Chinese animated movies also fared well. Dahufa, a tale of enslaved people, and One Hundred Thousand Bad Jokes II, a collection of parodies of classic Chinese comics, earned 87.6 million yuan ($13.84 million) and 120 million yuan ($18.96 million) respectively, showing signs of a boom in the animation industry. Though still substantially less than the 2016 top-grossing animation films like Monkey King: Hero Is Back, which made almost 1 billion yuan ($158 million) in 2016, the producers of the two 2017 animations nevertheless said they were not disappointed and were optimistic about new productions.

But despite the surface glitter, serious problems lurk in the industry.

According to Zhang Hong of China Film Association, over 500 films were released in China in 2017 and more than 90 percent of them were homemade. However, the box-office revenues of domestically made films only accounted for about 54 percent of the total takings of the year.

"If we take Wolf Warrior 2 out, the total box office of China-made movies made the lowest record in recent years," Zhang said.

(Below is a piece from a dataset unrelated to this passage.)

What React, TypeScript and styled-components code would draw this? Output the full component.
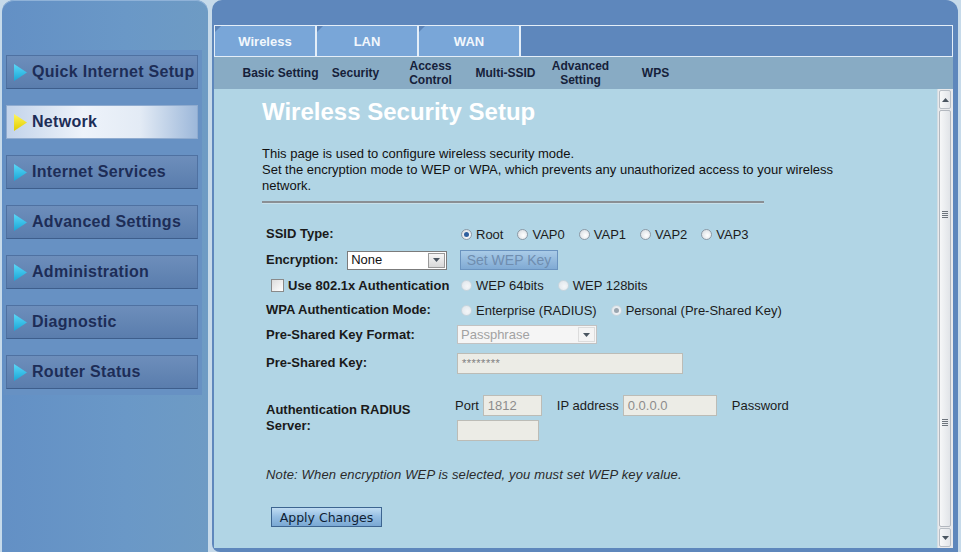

Zhang went on to say that many movies in 2017 collected only a few thousand yuan, and some just a few hundred. "We should give some attention to those that failed in the market and find the reasons," Zhang said. "It is not a mature market, with just a few movies getting a large portion of the box office, while the majority is suffering a loss."

Zeng Maojun, CEO of Wanda Pictures, one of the major film production companies in China, shone a light on a graver problem. Zeng said the 30-percent growth was merely the result of the number of movie screens increasing.

"Now we have 50,000 movie screens but they all display the same movies," he said. "Many movies can't get into the market while many audiences can't find the movies they want to see in cinemas. Diversification will be the trend in the future. The future box office will be determined by the quality and content of movies."